• Dataset extract:
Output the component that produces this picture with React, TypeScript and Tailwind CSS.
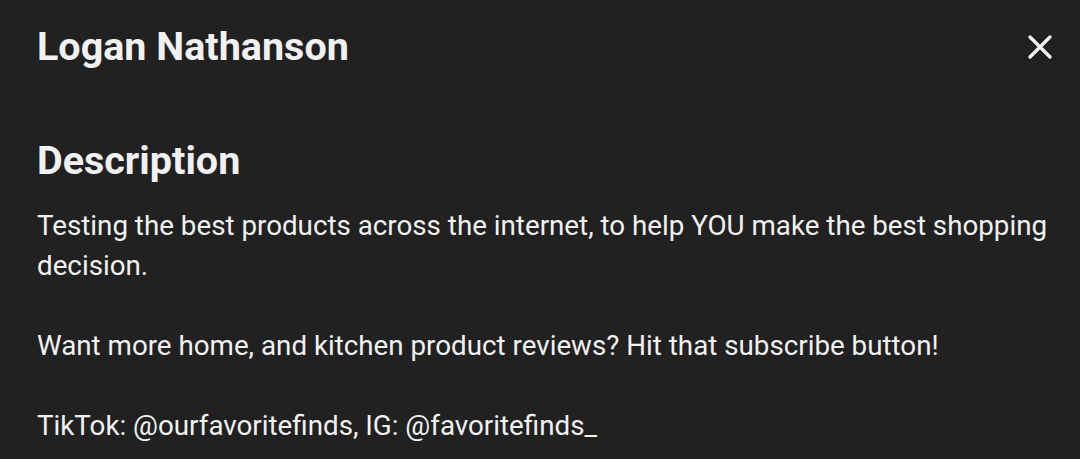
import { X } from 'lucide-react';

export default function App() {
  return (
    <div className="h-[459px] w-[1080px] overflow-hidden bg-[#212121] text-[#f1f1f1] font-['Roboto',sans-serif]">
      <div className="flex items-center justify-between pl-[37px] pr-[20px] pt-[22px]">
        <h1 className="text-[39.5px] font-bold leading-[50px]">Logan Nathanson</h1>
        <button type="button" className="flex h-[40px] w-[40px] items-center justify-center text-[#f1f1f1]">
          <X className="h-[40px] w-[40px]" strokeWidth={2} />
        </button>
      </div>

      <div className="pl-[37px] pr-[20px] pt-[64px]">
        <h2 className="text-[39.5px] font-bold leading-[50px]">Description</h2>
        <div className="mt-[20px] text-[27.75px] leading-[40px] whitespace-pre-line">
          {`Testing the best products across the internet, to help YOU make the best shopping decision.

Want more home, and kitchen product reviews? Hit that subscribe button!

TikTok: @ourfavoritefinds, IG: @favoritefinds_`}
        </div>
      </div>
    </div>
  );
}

• What is required: Read the data above. Pull out each line in which the string "that" appears.

• Correct response:
Output the component that produces this picture with React, TypeScript and Tailwind CSS.
Want more home, and kitchen product reviews? Hit that subscribe button!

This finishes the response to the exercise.